Most often we notice the importance of listening in its absence! I’ve learned a good deal about listening by neglecting to.  Unfortunately that’s how I’ve learned its value. I’ve argued in my listening class for years that we do not value listening in American society!  I would extend the claim to other parts of the world but I am most familiar with my native home.  Typically I like to ask students to tell me why they agree or disagree (few have actually disagreed with my claim!).  Why do you think listening isn’t valued in our country?
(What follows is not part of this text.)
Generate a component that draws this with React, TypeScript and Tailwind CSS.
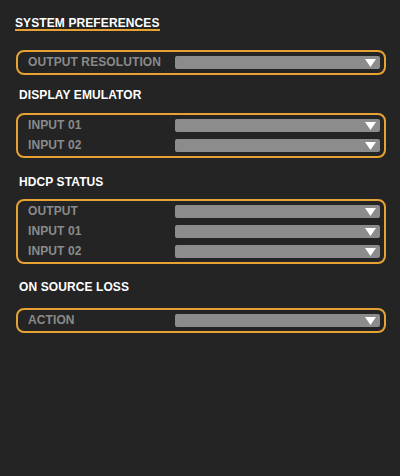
const ORANGE = "border-[#e6a233]";

type Section = {
  heading?: string;
  headingClass?: string;
  boxClass: string;
  rows: string[];
};

const sections: Section[] = [
  { boxClass: "mt-[19px]", rows: ["OUTPUT RESOLUTION"] },
  {
    heading: "DISPLAY EMULATOR",
    headingClass: "mt-[14px]",
    boxClass: "mt-[12px]",
    rows: ["INPUT 01", "INPUT 02"],
  },
  {
    heading: "HDCP STATUS",
    headingClass: "mt-[18px]",
    boxClass: "mt-[11px]",
    rows: ["OUTPUT", "INPUT 01", "INPUT 02"],
  },
  {
    heading: "ON SOURCE LOSS",
    headingClass: "mt-[17px]",
    boxClass: "mt-[15px]",
    rows: ["ACTION"],
  },
];

function SelectBar() {
  return (
    <div className="flex h-[13px] w-[205px] items-center justify-end rounded-[2px] bg-[#8c8c8c] pr-[4px]">
      <svg width="11" height="8" viewBox="0 0 11 8">
        <polygon points="0,0 11,0 5.5,8" fill="#ffffff" />
      </svg>
    </div>
  );
}

export default function App() {
  return (
    <div
      className="h-[476px] w-[400px] bg-[#242424] pt-[18px]"
      style={{ fontFamily: '"Liberation Sans", Arial, sans-serif' }}
    >
      <div className="flex pl-[15px]">
        <span className={`border-b-2 ${ORANGE} text-[12px] font-bold leading-[11px] tracking-[0.1px] text-white`}>
          SYSTEM PREFERENCES
        </span>
      </div>

      {sections.map((section, i) => (
        <div key={i}>
          {section.heading ? (
            <h2
              className={`${section.headingClass} pl-[19px] text-[12px] font-bold leading-[12px] tracking-[0.1px] text-white`}
            >
              {section.heading}
            </h2>
          ) : null}
          <div
            className={`${section.boxClass} ml-4 flex w-[370px] flex-col gap-[7px] rounded-[8px] border-2 ${ORANGE} py-1 pl-[10px] pr-1`}
          >
            {section.rows.map((row) => (
              <div key={row} className="flex h-[13px] items-center">
                <span className="w-[147px] text-[12px] font-bold leading-[13px] tracking-[0.1px] text-[#8a8a8a]">
                  {row}
                </span>
                <SelectBar />
              </div>
            ))}
          </div>
        </div>
      ))}
    </div>
  );
}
Here’s an always intriguing question about this that is too many times my experience: can you explain why when you really desire to do something that feels like your heart speaking — even insisting — and have natural intelligence equal to the task — gumption, intuition, even personal experience of previous success or failure  (which is of course also learning), and you find a perfect opportunity — maybe it even feels like the ripe occasion given as a gift — the gift of a lifetime perhaps, and instead of executing what you want to and know to do, you inst3ead, fail to ‘getter done’ as the common vernacular would have it?  You may want to listen and know it’s the thing to do — but it simply escapes you and into the place of that lack, (an absence, which at that point feels more like derelict neglect), flows the costly consequences and reversals of the near imperfect performance — I didn’t listen after all!  In my case this is often because I have a point to make rather than taking time to let another make theirs until I better understand what they ‘have in mind.’  From these failures I’ve come to define listening as “the desire to be intentionally, intimately present to the meaning of another.”  I hope you can see why I might fail at this from time to time. But dear Jesus why when I’d like it to be other-wise.